→ **Short exercise**
Pictures do not belong in your copy. Repeat all the other data exactly.

→ **Recorded information**
━━━━━━━━━━━━━━━━━━━━━━━━━━━━━━

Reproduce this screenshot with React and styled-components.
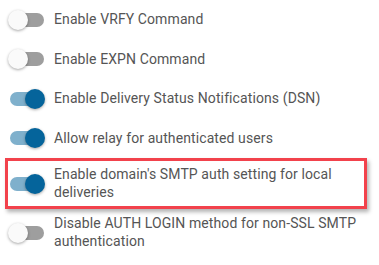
import React from 'react';
import styled, { createGlobalStyle } from 'styled-components';

const GlobalStyle = createGlobalStyle`
  body {
    margin: 0;
    background: #fff;
    font-family: Roboto, "Liberation Sans", sans-serif;
  }
`;

const List = styled.div`
  display: flex;
  flex-direction: column;
  padding: 0 12px 0 5px;
`;

const Row = styled.label`
  display: flex;
  align-items: center;
  box-sizing: border-box;
  min-height: 39.5px;
  padding: ${p => (p.$highlight ? '5px 0 5px 0' : '4.5px 0 4.5px 3px')};
  border: ${p => (p.$highlight ? '3px solid #f2424c' : 'none')};
  box-shadow: ${p => (p.$highlight ? '2px 3px 4px rgba(0, 0, 0, 0.3)' : 'none')};
  margin-bottom: ${p => (p.$highlight ? '1.5px' : '0')};
`;

const Switch = styled.span`
  position: relative;
  flex: 0 0 38px;
  height: 20px;
  align-self: center;
`;

const Track = styled.span`
  position: absolute;
  left: 2px;
  top: 3px;
  width: 34px;
  height: 14px;
  border-radius: 7px;
  background: ${p => (p.$on ? '#7fb0cc' : '#9e9e9e')};
`;

const Thumb = styled.span`
  position: absolute;
  top: 0;
  left: ${p => (p.$on ? '17px' : '0')};
  width: 20px;
  height: 20px;
  border-radius: 50%;
  background: ${p => (p.$on ? '#05649b' : '#fafafa')};
  box-shadow: 0 1px 3px rgba(0, 0, 0, 0.35);
`;

const Text = styled.span`
  margin-left: 8px;
  font-size: 14px;
  line-height: 17.5px;
  letter-spacing: 0.1px;
  color: #555;
`;

const options = [
  { label: 'Enable VRFY Command', on: false },
  { label: 'Enable EXPN Command', on: false },
  { label: 'Enable Delivery Status Notifications (DSN)', on: true },
  { label: 'Allow relay for authenticated users', on: true },
  { label: "Enable domain's SMTP auth setting for local deliveries", on: true, highlight: true },
  { label: 'Disable AUTH LOGIN method for non-SSL SMTP authentication', on: false },
];

function App() {
  return (
    <>
      <GlobalStyle />
      <List>
        {options.map(opt => (
          <Row key={opt.label} $highlight={opt.highlight}>
            <Switch>
              <Track $on={opt.on} />
              <Thumb $on={opt.on} />
            </Switch>
            <Text>{opt.label}</Text>
          </Row>
        ))}
      </List>
    </>
  );
}

export default App;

━━━━━━━━━━━━━━━━━━━━━━━━━━━━━━

→ **Solution below**
Reproduce this screenshot with React and styled-components.
import React from 'react';
import styled, { createGlobalStyle } from 'styled-components';

const GlobalStyle = createGlobalStyle`
  body {
    margin: 0;
    background: #fff;
    font-family: Roboto, "Liberation Sans", sans-serif;
  }
`;

const List = styled.div`
  display: flex;
  flex-direction: column;
  padding: 0 12px 0 5px;
`;

const Row = styled.label`
  display: flex;
  align-items: center;
  box-sizing: border-box;
  min-height: 39.5px;
  padding: ${p => (p.$highlight ? '5px 0 5px 0' : '4.5px 0 4.5px 3px')};
  border: ${p => (p.$highlight ? '3px solid #f2424c' : 'none')};
  box-shadow: ${p => (p.$highlight ? '2px 3px 4px rgba(0, 0, 0, 0.3)' : 'none')};
  margin-bottom: ${p => (p.$highlight ? '1.5px' : '0')};
`;

const Switch = styled.span`
  position: relative;
  flex: 0 0 38px;
  height: 20px;
  align-self: center;
`;

const Track = styled.span`
  position: absolute;
  left: 2px;
  top: 3px;
  width: 34px;
  height: 14px;
  border-radius: 7px;
  background: ${p => (p.$on ? '#7fb0cc' : '#9e9e9e')};
`;

const Thumb = styled.span`
  position: absolute;
  top: 0;
  left: ${p => (p.$on ? '17px' : '0')};
  width: 20px;
  height: 20px;
  border-radius: 50%;
  background: ${p => (p.$on ? '#05649b' : '#fafafa')};
  box-shadow: 0 1px 3px rgba(0, 0, 0, 0.35);
`;

const Text = styled.span`
  margin-left: 8px;
  font-size: 14px;
  line-height: 17.5px;
  letter-spacing: 0.1px;
  color: #555;
`;

const options = [
  { label: 'Enable VRFY Command', on: false },
  { label: 'Enable EXPN Command', on: false },
  { label: 'Enable Delivery Status Notifications (DSN)', on: true },
  { label: 'Allow relay for authenticated users', on: true },
  { label: "Enable domain's SMTP auth setting for local deliveries", on: true, highlight: true },
  { label: 'Disable AUTH LOGIN method for non-SSL SMTP authentication', on: false },
];

function App() {
  return (
    <>
      <GlobalStyle />
      <List>
        {options.map(opt => (
          <Row key={opt.label} $highlight={opt.highlight}>
            <Switch>
              <Track $on={opt.on} />
              <Thumb $on={opt.on} />
            </Switch>
            <Text>{opt.label}</Text>
          </Row>
        ))}
      </List>
    </>
  );
}

export default App;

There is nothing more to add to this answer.